* [What to produce]
Would you transcribe the listing that follows, character for character, and omit its images?

* [Data]
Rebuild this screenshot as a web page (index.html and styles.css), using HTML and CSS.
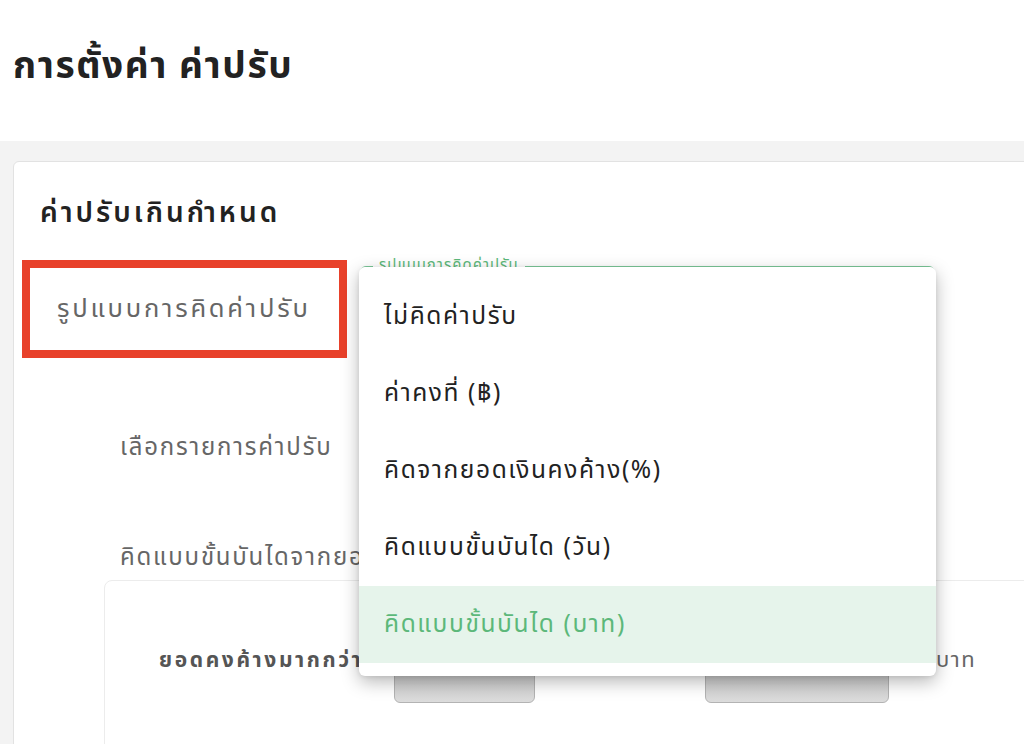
FILE: index.html
```html
<!DOCTYPE html>
<html lang="th">
<head>
    <meta charset="UTF-8">
    <title>การตั้งค่า ค่าปรับ</title>
    <link rel="stylesheet" href="styles.css">
</head>
<body>
    <header class="page-header">
        <h1>การตั้งค่า ค่าปรับ</h1>
    </header>

    <main class="page-body">
        <section class="card">
            <h2>ค่าปรับเกินกำหนด</h2>

            <div class="field-row">
                <div class="field-label highlight">รูปแบบการคิดค่าปรับ</div>
                <div class="select-field">
                    <span class="legend">รูปแบบการคิดค่าปรับ</span>
                    <ul class="menu">
                        <li>ไม่คิดค่าปรับ</li>
                        <li>ค่าคงที่ (฿)</li>
                        <li>คิดจากยอดเงินคงค้าง(%)</li>
                        <li>คิดแบบขั้นบันได (วัน)</li>
                        <li class="selected">คิดแบบขั้นบันได (บาท)</li>
                    </ul>
                </div>
            </div>

            <div class="sub-label first">เลือกรายการค่าปรับ</div>
            <div class="sub-label">คิดแบบขั้นบันไดจากยอด</div>

            <div class="step-box">
                <div class="step-row">
                    <div class="step-label">ยอดคงค้างมากกว่า</div>
                    <div class="step-input small"></div>
                    <div class="step-gap"></div>
                    <div class="step-input"></div>
                    <div class="step-unit">บาท</div>
                </div>
            </div>
        </section>
    </main>
</body>
</html>
```

FILE: styles.css
```css
body {
    margin: 0;
    font-family: "Noto Sans Thai", "Noto Sans", "DejaVu Sans", sans-serif;
    color: #222;
    background-color: #f3f3f3;
    overflow: hidden;
    height: 744px;
}

.page-header {
    background-color: white;
    height: 141px;
    padding: 0 13px;
    box-sizing: border-box;
}

h1 {
    margin: 0;
    padding-top: 43px;
    font-size: 37px;
    line-height: 48px;
    font-weight: 700;
    letter-spacing: 1.6px;
    color: #222;
}

.page-body {
    padding: 20px 0 0 13px;
}

.card {
    background-color: white;
    border: 1px solid #e2e2e2;
    border-radius: 6px;
    margin-right: -30px;
    padding: 32px 0 0 26px;
    height: 700px;
}

h2 {
    margin: 0;
    font-size: 28px;
    line-height: 40px;
    font-weight: 600;
    letter-spacing: 3px;
    color: #222;
}

.field-row {
    display: flex;
    align-items: flex-start;
    margin-top: 26px;
}

.field-label {
    font-size: 25.5px;
    letter-spacing: 2.8px;
    color: #666;
}

.highlight {
    margin-left: -18px;
    width: 325px;
    height: 98px;
    box-sizing: border-box;
    border: 8px solid #e8412a;
    padding-left: 27px;
    display: flex;
    align-items: center;
}

.select-field {
    position: relative;
    margin: 6px 0 0 13px;
    width: 575px;
    height: 56px;
    border: 1px solid #7cc99a;
    border-radius: 6px;
    box-sizing: border-box;
}

.legend {
    position: absolute;
    top: -11px;
    left: 12px;
    padding: 0 6px;
    background-color: white;
    font-size: 15px;
    line-height: 20px;
    letter-spacing: 1px;
    color: #5cb87a;
}

.menu {
    position: absolute;
    top: 0;
    left: -2px;
    width: 577px;
    margin: 0;
    padding: 11px 0 13px;
    list-style: none;
    background-color: white;
    border-radius: 6px;
    box-shadow: 0 6px 18px rgba(0,0,0,0.28), 0 1px 4px rgba(0,0,0,0.08);
    z-index: 10;
}

.menu li {
    height: 77px;
    display: flex;
    align-items: center;
    padding-left: 25px;
    font-size: 24.5px;
    letter-spacing: 1.6px;
    color: #222;
}

.menu li.selected {
    background-color: #e6f4eb;
    color: #5cb87a;
}

.sub-label {
    margin: 70px 0 0 80px;
    font-size: 24px;
    line-height: 40px;
    letter-spacing: 1.8px;
    color: #666;
}

.step-box {
    margin: 2px 0 0 64px;
    border: 1px solid #ececec;
    border-radius: 8px;
    padding: 60px 0 0 54px;
    height: 300px;
}

.step-row {
    display: flex;
    align-items: flex-start;
}

.step-label {
    width: 235px;
    font-size: 21px;
    line-height: 40px;
    font-weight: 700;
    letter-spacing: 2.6px;
    color: #555;
    white-space: nowrap;
}

.step-input {
    margin-top: 22px;
    width: 184px;
    height: 40px;
    box-sizing: border-box;
    border: 1px solid #b3b3b3;
    border-radius: 6px;
    background: linear-gradient(#c4c4c4, #dcdcdc);
}

.step-input.small {
    width: 141px;
}

.step-gap {
    width: 170px;
}

.step-unit {
    margin-left: 47px;
    font-size: 22px;
    line-height: 40px;
    letter-spacing: 1.5px;
    color: #666;
}
```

* [Solution to the exercise]
Rebuild this screenshot as a web page (index.html and styles.css), using HTML and CSS.
FILE: index.html
```html
<!DOCTYPE html>
<html lang="th">
<head>
    <meta charset="UTF-8">
    <title>การตั้งค่า ค่าปรับ</title>
    <link rel="stylesheet" href="styles.css">
</head>
<body>
    <header class="page-header">
        <h1>การตั้งค่า ค่าปรับ</h1>
    </header>

    <main class="page-body">
        <section class="card">
            <h2>ค่าปรับเกินกำหนด</h2>

            <div class="field-row">
                <div class="field-label highlight">รูปแบบการคิดค่าปรับ</div>
                <div class="select-field">
                    <span class="legend">รูปแบบการคิดค่าปรับ</span>
                    <ul class="menu">
                        <li>ไม่คิดค่าปรับ</li>
                        <li>ค่าคงที่ (฿)</li>
                        <li>คิดจากยอดเงินคงค้าง(%)</li>
                        <li>คิดแบบขั้นบันได (วัน)</li>
                        <li class="selected">คิดแบบขั้นบันได (บาท)</li>
                    </ul>
                </div>
            </div>

            <div class="sub-label first">เลือกรายการค่าปรับ</div>
            <div class="sub-label">คิดแบบขั้นบันไดจากยอด</div>

            <div class="step-box">
                <div class="step-row">
                    <div class="step-label">ยอดคงค้างมากกว่า</div>
                    <div class="step-input small"></div>
                    <div class="step-gap"></div>
                    <div class="step-input"></div>
                    <div class="step-unit">บาท</div>
                </div>
            </div>
        </section>
    </main>
</body>
</html>
```

FILE: styles.css
```css
body {
    margin: 0;
    font-family: "Noto Sans Thai", "Noto Sans", "DejaVu Sans", sans-serif;
    color: #222;
    background-color: #f3f3f3;
    overflow: hidden;
    height: 744px;
}

.page-header {
    background-color: white;
    height: 141px;
    padding: 0 13px;
    box-sizing: border-box;
}

h1 {
    margin: 0;
    padding-top: 43px;
    font-size: 37px;
    line-height: 48px;
    font-weight: 700;
    letter-spacing: 1.6px;
    color: #222;
}

.page-body {
    padding: 20px 0 0 13px;
}

.card {
    background-color: white;
    border: 1px solid #e2e2e2;
    border-radius: 6px;
    margin-right: -30px;
    padding: 32px 0 0 26px;
    height: 700px;
}

h2 {
    margin: 0;
    font-size: 28px;
    line-height: 40px;
    font-weight: 600;
    letter-spacing: 3px;
    color: #222;
}

.field-row {
    display: flex;
    align-items: flex-start;
    margin-top: 26px;
}

.field-label {
    font-size: 25.5px;
    letter-spacing: 2.8px;
    color: #666;
}

.highlight {
    margin-left: -18px;
    width: 325px;
    height: 98px;
    box-sizing: border-box;
    border: 8px solid #e8412a;
    padding-left: 27px;
    display: flex;
    align-items: center;
}

.select-field {
    position: relative;
    margin: 6px 0 0 13px;
    width: 575px;
    height: 56px;
    border: 1px solid #7cc99a;
    border-radius: 6px;
    box-sizing: border-box;
}

.legend {
    position: absolute;
    top: -11px;
    left: 12px;
    padding: 0 6px;
    background-color: white;
    font-size: 15px;
    line-height: 20px;
    letter-spacing: 1px;
    color: #5cb87a;
}

.menu {
    position: absolute;
    top: 0;
    left: -2px;
    width: 577px;
    margin: 0;
    padding: 11px 0 13px;
    list-style: none;
    background-color: white;
    border-radius: 6px;
    box-shadow: 0 6px 18px rgba(0,0,0,0.28), 0 1px 4px rgba(0,0,0,0.08);
    z-index: 10;
}

.menu li {
    height: 77px;
    display: flex;
    align-items: center;
    padding-left: 25px;
    font-size: 24.5px;
    letter-spacing: 1.6px;
    color: #222;
}

.menu li.selected {
    background-color: #e6f4eb;
    color: #5cb87a;
}

.sub-label {
    margin: 70px 0 0 80px;
    font-size: 24px;
    line-height: 40px;
    letter-spacing: 1.8px;
    color: #666;
}

.step-box {
    margin: 2px 0 0 64px;
    border: 1px solid #ececec;
    border-radius: 8px;
    padding: 60px 0 0 54px;
    height: 300px;
}

.step-row {
    display: flex;
    align-items: flex-start;
}

.step-label {
    width: 235px;
    font-size: 21px;
    line-height: 40px;
    font-weight: 700;
    letter-spacing: 2.6px;
    color: #555;
    white-space: nowrap;
}

.step-input {
    margin-top: 22px;
    width: 184px;
    height: 40px;
    box-sizing: border-box;
    border: 1px solid #b3b3b3;
    border-radius: 6px;
    background: linear-gradient(#c4c4c4, #dcdcdc);
}

.step-input.small {
    width: 141px;
}

.step-gap {
    width: 170px;
}

.step-unit {
    margin-left: 47px;
    font-size: 22px;
    line-height: 40px;
    letter-spacing: 1.5px;
    color: #666;
}
```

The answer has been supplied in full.